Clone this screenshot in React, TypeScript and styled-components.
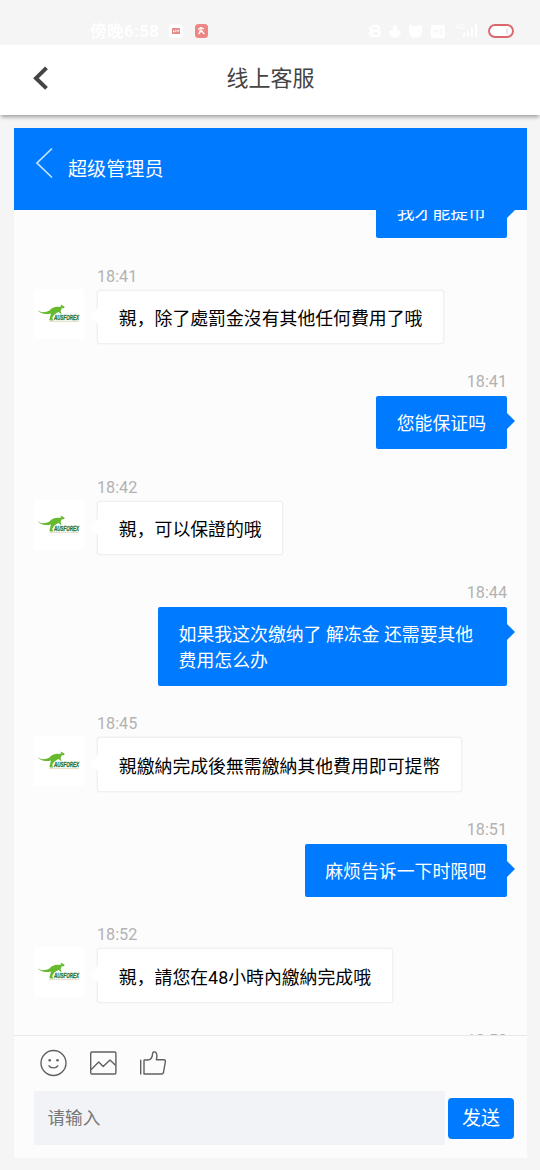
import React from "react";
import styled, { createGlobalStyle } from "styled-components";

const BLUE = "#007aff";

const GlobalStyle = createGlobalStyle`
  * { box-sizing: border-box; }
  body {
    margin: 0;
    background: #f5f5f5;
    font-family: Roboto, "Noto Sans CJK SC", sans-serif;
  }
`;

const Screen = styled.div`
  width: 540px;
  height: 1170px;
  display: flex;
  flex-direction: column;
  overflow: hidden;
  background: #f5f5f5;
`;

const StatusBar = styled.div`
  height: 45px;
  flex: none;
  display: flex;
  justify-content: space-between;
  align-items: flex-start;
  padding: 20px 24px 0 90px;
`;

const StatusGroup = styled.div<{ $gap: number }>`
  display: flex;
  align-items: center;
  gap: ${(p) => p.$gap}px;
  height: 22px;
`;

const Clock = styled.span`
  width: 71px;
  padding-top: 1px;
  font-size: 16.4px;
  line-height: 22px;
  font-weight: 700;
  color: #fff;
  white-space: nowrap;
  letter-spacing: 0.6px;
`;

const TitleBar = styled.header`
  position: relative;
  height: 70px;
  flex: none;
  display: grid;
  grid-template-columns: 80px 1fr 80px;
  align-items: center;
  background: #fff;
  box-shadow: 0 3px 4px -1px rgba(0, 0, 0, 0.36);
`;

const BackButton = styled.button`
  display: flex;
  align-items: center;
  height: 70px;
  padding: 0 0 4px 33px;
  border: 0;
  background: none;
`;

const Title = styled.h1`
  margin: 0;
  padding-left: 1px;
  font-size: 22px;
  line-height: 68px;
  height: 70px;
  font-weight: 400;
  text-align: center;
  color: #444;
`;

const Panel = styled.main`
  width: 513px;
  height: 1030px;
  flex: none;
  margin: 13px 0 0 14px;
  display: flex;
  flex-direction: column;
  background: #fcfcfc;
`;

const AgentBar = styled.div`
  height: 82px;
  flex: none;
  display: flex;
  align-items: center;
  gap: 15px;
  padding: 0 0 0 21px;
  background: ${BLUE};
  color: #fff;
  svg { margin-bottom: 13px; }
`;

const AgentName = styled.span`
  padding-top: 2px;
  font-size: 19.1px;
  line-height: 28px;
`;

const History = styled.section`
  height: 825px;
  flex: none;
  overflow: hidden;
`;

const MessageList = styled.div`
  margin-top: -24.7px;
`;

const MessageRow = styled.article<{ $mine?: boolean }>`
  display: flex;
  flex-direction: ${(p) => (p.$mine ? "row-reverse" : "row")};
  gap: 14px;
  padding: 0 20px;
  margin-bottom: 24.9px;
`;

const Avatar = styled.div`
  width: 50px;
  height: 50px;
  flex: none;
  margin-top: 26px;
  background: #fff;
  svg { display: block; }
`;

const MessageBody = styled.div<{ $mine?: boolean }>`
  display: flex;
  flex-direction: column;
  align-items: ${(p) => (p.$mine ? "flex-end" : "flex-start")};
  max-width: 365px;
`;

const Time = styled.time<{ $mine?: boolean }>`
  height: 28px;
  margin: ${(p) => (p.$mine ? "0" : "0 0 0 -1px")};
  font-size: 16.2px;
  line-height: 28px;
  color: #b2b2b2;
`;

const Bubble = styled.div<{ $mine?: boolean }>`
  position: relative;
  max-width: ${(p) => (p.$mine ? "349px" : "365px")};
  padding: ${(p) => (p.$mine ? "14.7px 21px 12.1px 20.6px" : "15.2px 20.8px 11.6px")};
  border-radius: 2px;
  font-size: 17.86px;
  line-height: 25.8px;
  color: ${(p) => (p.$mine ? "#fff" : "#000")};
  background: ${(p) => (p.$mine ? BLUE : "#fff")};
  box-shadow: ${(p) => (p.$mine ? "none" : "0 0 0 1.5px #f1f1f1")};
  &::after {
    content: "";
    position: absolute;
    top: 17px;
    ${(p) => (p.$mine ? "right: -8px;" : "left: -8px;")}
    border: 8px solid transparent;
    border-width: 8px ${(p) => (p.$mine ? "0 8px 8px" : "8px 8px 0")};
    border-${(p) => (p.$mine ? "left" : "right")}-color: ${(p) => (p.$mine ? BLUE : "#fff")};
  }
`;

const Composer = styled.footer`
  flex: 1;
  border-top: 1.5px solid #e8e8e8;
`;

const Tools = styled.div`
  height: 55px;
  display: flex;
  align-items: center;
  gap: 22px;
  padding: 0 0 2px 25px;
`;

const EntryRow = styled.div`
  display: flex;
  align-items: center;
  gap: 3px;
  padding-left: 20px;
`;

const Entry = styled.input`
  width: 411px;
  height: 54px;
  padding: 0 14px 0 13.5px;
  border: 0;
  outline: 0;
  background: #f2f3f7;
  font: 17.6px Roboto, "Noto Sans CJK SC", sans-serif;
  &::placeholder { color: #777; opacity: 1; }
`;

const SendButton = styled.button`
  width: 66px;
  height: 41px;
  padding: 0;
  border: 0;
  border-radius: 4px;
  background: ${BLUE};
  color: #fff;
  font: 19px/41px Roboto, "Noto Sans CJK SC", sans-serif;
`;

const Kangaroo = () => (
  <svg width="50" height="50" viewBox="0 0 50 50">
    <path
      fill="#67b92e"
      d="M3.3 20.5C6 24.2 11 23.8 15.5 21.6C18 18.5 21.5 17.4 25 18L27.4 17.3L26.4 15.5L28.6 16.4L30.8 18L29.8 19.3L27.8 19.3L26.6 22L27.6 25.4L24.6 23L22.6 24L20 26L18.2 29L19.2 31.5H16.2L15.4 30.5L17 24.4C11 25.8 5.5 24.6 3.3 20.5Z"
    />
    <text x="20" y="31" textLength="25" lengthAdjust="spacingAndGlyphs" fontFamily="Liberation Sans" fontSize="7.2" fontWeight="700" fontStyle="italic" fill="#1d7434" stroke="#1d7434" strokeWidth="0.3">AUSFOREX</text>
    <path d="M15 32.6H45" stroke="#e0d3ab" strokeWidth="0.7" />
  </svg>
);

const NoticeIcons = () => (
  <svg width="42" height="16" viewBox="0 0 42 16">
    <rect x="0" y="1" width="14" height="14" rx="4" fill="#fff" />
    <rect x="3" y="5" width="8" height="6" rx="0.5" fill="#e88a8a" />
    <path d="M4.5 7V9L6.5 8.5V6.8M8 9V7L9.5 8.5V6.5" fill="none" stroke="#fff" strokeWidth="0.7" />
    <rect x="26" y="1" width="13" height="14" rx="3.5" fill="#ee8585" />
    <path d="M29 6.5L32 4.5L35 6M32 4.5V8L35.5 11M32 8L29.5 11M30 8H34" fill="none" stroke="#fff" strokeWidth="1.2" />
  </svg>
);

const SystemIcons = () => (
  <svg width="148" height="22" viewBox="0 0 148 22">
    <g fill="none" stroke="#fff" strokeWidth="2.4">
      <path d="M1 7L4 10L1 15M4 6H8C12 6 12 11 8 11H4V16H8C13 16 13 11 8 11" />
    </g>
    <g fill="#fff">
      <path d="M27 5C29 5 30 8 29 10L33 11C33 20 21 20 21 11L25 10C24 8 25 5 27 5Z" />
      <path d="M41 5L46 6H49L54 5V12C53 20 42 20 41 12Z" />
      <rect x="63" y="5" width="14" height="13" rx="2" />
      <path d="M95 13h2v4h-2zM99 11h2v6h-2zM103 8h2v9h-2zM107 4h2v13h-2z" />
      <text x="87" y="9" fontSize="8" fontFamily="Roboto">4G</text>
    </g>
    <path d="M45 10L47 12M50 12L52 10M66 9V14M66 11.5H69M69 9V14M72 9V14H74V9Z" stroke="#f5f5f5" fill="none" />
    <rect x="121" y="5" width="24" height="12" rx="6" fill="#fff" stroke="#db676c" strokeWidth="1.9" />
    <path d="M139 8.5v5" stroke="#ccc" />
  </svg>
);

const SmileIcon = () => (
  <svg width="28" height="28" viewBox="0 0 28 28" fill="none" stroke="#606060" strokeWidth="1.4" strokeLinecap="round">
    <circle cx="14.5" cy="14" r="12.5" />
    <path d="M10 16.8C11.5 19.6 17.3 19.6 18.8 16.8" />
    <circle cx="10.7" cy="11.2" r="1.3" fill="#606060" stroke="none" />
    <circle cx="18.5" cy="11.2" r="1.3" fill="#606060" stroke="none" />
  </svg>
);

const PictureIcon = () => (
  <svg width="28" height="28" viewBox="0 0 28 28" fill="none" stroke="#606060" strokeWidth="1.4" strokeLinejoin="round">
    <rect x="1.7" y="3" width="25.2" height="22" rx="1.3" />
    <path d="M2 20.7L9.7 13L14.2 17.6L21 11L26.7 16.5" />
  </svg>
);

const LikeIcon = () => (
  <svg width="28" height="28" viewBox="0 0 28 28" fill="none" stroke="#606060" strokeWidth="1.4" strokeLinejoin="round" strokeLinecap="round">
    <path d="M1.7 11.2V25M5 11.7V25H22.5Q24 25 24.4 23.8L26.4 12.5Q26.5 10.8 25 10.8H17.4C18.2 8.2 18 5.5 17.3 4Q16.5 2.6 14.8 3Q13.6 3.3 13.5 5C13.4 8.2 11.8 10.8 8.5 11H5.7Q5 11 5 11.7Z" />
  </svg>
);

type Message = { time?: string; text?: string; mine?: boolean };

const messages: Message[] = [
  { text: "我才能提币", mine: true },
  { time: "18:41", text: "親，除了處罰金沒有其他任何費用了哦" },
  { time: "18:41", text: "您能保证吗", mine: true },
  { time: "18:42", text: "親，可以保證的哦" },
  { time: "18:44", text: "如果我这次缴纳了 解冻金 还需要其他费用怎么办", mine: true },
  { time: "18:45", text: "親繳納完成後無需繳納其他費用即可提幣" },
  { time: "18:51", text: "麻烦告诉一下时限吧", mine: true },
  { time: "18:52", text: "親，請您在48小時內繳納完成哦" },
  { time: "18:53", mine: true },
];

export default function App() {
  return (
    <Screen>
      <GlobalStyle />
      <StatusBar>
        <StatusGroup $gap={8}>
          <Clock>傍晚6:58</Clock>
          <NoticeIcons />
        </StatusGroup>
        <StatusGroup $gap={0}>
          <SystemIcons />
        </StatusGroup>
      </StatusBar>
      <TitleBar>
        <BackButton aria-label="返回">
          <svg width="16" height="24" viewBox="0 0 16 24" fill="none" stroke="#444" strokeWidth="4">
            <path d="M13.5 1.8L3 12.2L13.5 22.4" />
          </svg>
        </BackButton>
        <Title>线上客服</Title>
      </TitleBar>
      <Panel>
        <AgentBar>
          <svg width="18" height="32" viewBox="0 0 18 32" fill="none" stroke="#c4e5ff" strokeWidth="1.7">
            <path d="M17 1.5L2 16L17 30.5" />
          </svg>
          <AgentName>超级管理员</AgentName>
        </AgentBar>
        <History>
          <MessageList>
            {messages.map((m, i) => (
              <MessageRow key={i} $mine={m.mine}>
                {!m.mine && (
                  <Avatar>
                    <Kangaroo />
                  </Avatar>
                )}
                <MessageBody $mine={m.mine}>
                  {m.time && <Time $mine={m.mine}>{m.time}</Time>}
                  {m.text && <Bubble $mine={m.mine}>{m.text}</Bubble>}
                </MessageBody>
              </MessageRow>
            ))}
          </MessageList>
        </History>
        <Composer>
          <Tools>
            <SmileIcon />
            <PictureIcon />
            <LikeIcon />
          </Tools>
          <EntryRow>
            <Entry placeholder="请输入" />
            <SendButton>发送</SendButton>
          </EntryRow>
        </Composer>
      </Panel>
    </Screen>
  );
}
::::::::::
**DESCRIPTION OF THE TASK**. From the listing above, pick out every line containing "React".

**SOLVED EXERCISE**.
Clone this screenshot in React, TypeScript and styled-components.
import React from "react";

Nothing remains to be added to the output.